After earning a master’s degree in geography, she began thinking about how photographs serve as a kind of index. Rose’s creative outcomes blend cartography and cyanotypes, collage and digital photographs and more to spur conversations about climate change. “There’s this indexicality of a photograph; it’s a tool that we have as artists that scientists often use,” explains Rose. “While their methods and questions differ, both art and science help us explore how our world works; I’m interested in how these two disciplines interact.”

Portrait of Coral Pereda Serras in her studio
Coral Pereda Serras

Coral Pereda Serras | Algorithms as modern magic

Many users don’t understand the algorithm that powers artificial intelligence.

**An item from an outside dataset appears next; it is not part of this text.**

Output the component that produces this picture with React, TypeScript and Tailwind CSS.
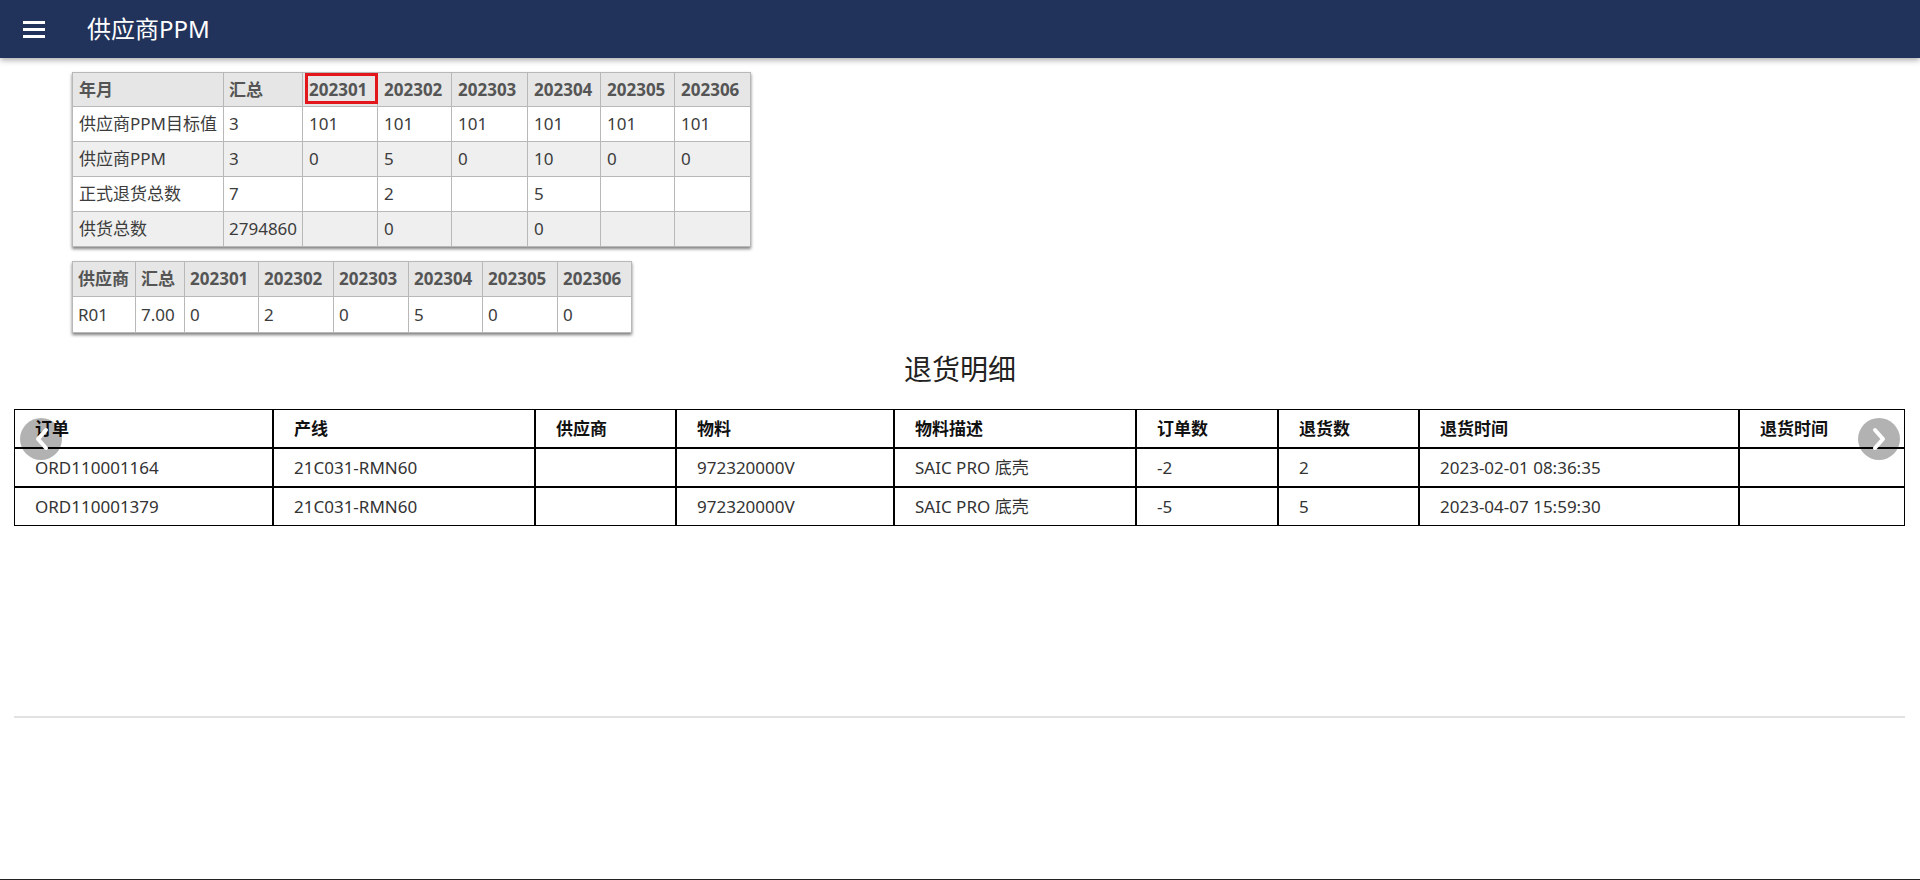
import React from 'react';

const FONT = { fontFamily: '"Noto Sans", "Noto Sans CJK SC", sans-serif' };

const months = ['202301', '202302', '202303', '202304', '202305', '202306'];

const ppmRows = [
  { label: '供应商PPM目标值', total: '3', vals: ['101', '101', '101', '101', '101', '101'] },
  { label: '供应商PPM', total: '3', vals: ['0', '5', '0', '10', '0', '0'] },
  { label: '正式退货总数', total: '7', vals: ['', '2', '', '5', '', ''] },
  { label: '供货总数', total: '2794860', vals: ['', '0', '', '0', '', ''] },
];

const details = [
  ['ORD110001164', '21C031-RMN60', '', '972320000V', 'SAIC PRO 底壳', '-2', '2', '2023-02-01 08:36:35', ''],
  ['ORD110001379', '21C031-RMN60', '', '972320000V', 'SAIC PRO 底壳', '-5', '5', '2023-04-07 15:59:30', ''],
];

const detailHeads = ['订单', '产线', '供应商', '物料', '物料描述', '订单数', '退货数', '退货时间', '退货时间'];

function Header() {
  return (
    <header className="h-[58px] bg-[#22335b] flex items-center shadow-[0_2px_6px_rgba(0,0,0,0.35)] relative z-10">
      <div className="ml-[23px] flex flex-col gap-[4px] w-[22px]">
        <span className="h-[3px] bg-white" />
        <span className="h-[3px] bg-white" />
        <span className="h-[3px] bg-white" />
      </div>
      <h1 className="ml-[42px] text-white text-[24px] leading-none">供应商PPM</h1>
    </header>
  );
}

function PpmTable() {
  const widths = ['w-[151px]', 'w-[79px]', 'w-[75px]', 'w-[74px]', 'w-[76px]', 'w-[73px]', 'w-[74px]', 'w-[76px]'];
  return (
    <table className="table-fixed w-[678px] border-collapse border border-[#9a9a9a] shadow-[0_2px_3px_rgba(0,0,0,0.5)] text-[17px]">
      <colgroup>
        {widths.map((w, i) => (
          <col key={i} className={w} />
        ))}
      </colgroup>
      <thead>
        <tr className="h-[34px] bg-[#e6e6e6] text-[#555]">
          <th className="border border-[#b8b8b8] text-left font-bold px-[6px]">年月</th>
          <th className="border border-[#b8b8b8] text-left font-bold px-[5px]">汇总</th>
          {months.map((m, i) => (
            <th key={m} className="relative border border-[#b8b8b8] text-left font-bold px-[6px]">
              {m}
              {i === 0 && <span className="absolute left-[2px] top-0 right-[-1px] bottom-[2px] border-[3px] border-[#e3161b]" />}
            </th>
          ))}
        </tr>
      </thead>
      <tbody className="text-[#3c3c3c]">
        {ppmRows.map((r, i) => (
          <tr key={r.label} className={`h-[35px] ${i % 2 === 1 ? 'bg-[#efefef]' : 'bg-white'}`}>
            <td className="border border-[#b8b8b8] px-[6px] whitespace-nowrap">{r.label}</td>
            <td className="border border-[#b8b8b8] px-[5px]">{r.total}</td>
            {r.vals.map((v, j) => (
              <td key={j} className="border border-[#b8b8b8] px-[6px]">{v}</td>
            ))}
          </tr>
        ))}
      </tbody>
    </table>
  );
}

function SupplierTable() {
  const widths = ['w-[63px]', 'w-[49px]', 'w-[74px]', 'w-[75px]', 'w-[75px]', 'w-[74px]', 'w-[75px]', 'w-[74px]'];
  const vals = ['0', '2', '0', '5', '0', '0'];
  return (
    <table className="table-fixed w-[559px] border-collapse border border-[#9a9a9a] shadow-[0_2px_3px_rgba(0,0,0,0.5)] text-[17px]">
      <colgroup>
        {widths.map((w, i) => (
          <col key={i} className={w} />
        ))}
      </colgroup>
      <thead>
        <tr className="h-[35px] bg-[#e6e6e6] text-[#555]">
          <th className="border border-[#b8b8b8] text-left font-bold px-[5px]">供应商</th>
          <th className="border border-[#b8b8b8] text-left font-bold px-[5px]">汇总</th>
          {months.map((m) => (
            <th key={m} className="border border-[#b8b8b8] text-left font-bold px-[5px]">{m}</th>
          ))}
        </tr>
      </thead>
      <tbody className="text-[#3c3c3c]">
        <tr className="h-[36px] bg-white">
          <td className="border border-[#b8b8b8] px-[5px]">R01</td>
          <td className="border border-[#b8b8b8] px-[5px]">7.00</td>
          {vals.map((v, j) => (
            <td key={j} className="border border-[#b8b8b8] px-[5px]">{v}</td>
          ))}
        </tr>
      </tbody>
    </table>
  );
}

function Arrow({ dir }: { dir: 'left' | 'right' }) {
  return (
    <div
      className={`absolute top-[9px] ${dir === 'left' ? 'left-[20px]' : 'right-[20px]'} w-[42px] h-[42px] rounded-full bg-[rgba(0,0,0,0.3)] flex items-center justify-center`}
    >
      <svg width="14" height="24" viewBox="0 0 14 24" className={dir === 'left' ? 'ml-[2px]' : 'mr-[1px]'}>
        <polyline
          points={dir === 'left' ? '11,3 3,12 11,21' : '3,3 11,12 3,21'}
          fill="none"
          stroke="white"
          strokeWidth="4"
          strokeLinecap="round"
          strokeLinejoin="round"
        />
      </svg>
    </div>
  );
}

function DetailTable() {
  const widths = ['w-[259px]', 'w-[262px]', 'w-[141px]', 'w-[218px]', 'w-[242px]', 'w-[142px]', 'w-[141px]', 'w-[320px]', 'w-[166px]'];
  return (
    <table className="table-fixed w-[1891px] border-separate border-spacing-0 text-[17px]">
      <colgroup>
        {widths.map((w, i) => (
          <col key={i} className={w} />
        ))}
      </colgroup>
      <thead>
        <tr className="h-[39px]">
          {detailHeads.map((h, i) => (
            <th key={i} className="border border-black text-left font-bold text-[#111] pl-5">{h}</th>
          ))}
        </tr>
      </thead>
      <tbody className="text-[#333]">
        {details.map((row, i) => (
          <tr key={i} className="h-[39px]">
            {row.map((c, j) => (
              <td key={j} className="border border-black pl-5 whitespace-nowrap">{c}</td>
            ))}
          </tr>
        ))}
      </tbody>
    </table>
  );
}

export default function App() {
  return (
    <div className="h-[880px] bg-white flex flex-col overflow-hidden" style={FONT}>
      <Header />
      <div className="pl-[72px] pt-[14px] flex flex-col items-start">
        <PpmTable />
        <div className="mt-[14px]">
          <SupplierTable />
        </div>
      </div>
      <div className="h-[76px] flex items-center justify-center pb-[4px]">
        <h2 className="text-[28px] leading-none text-[#222]">退货明细</h2>
      </div>
      <div className="relative h-[307px]">
        <div className="ml-[14px]">
          <DetailTable />
        </div>
        <Arrow dir="left" />
        <Arrow dir="right" />
      </div>
      <div className="ml-[14px] w-[1891px] h-[2px] bg-[#e2e2e2]" />
      <div className="mt-auto h-[1px] bg-[#222]" />
    </div>
  );
}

They carefully craft an input, which is interpreted by an opaque computational system that remains largely mysterious – almost magical.

This fascinating comparison between technology and the occult is central to Coral Pereda Serras’s work as a Ph.D. candidate who has a concentration in art practice. “Algorithms are the instructions that you give machines to do something, yet they are mostly inaccessible, and that generates a sense of awe,” she explained.

A research-based media artist and designer originally from Spain, Pereda’s work begins with photographs and video, which are transformed into immersive installations. She uses AI as a tool to manipulate images, like pixelating them into abstraction. Sometimes the code itself becomes part of the artwork. All of these steps are done as procedures, or rituals, that reflect on how technology can be perceived as a magical system.

Pereda’s current creative direction was inspired by reading “Caliban and the Witch,” a feminist text that reframes the history of witch hunts as a political and economic strategy to grow capitalism. This literature inspired her dissertation project, combined with intrigue about how images of the environment can function as scientific records. “My goal is to reimagine our current understanding of AI by bringing it closer to magic,” shared Pereda. “And by creating more transparency, maybe we can democratize these systems and hold the people who create them more accountable.”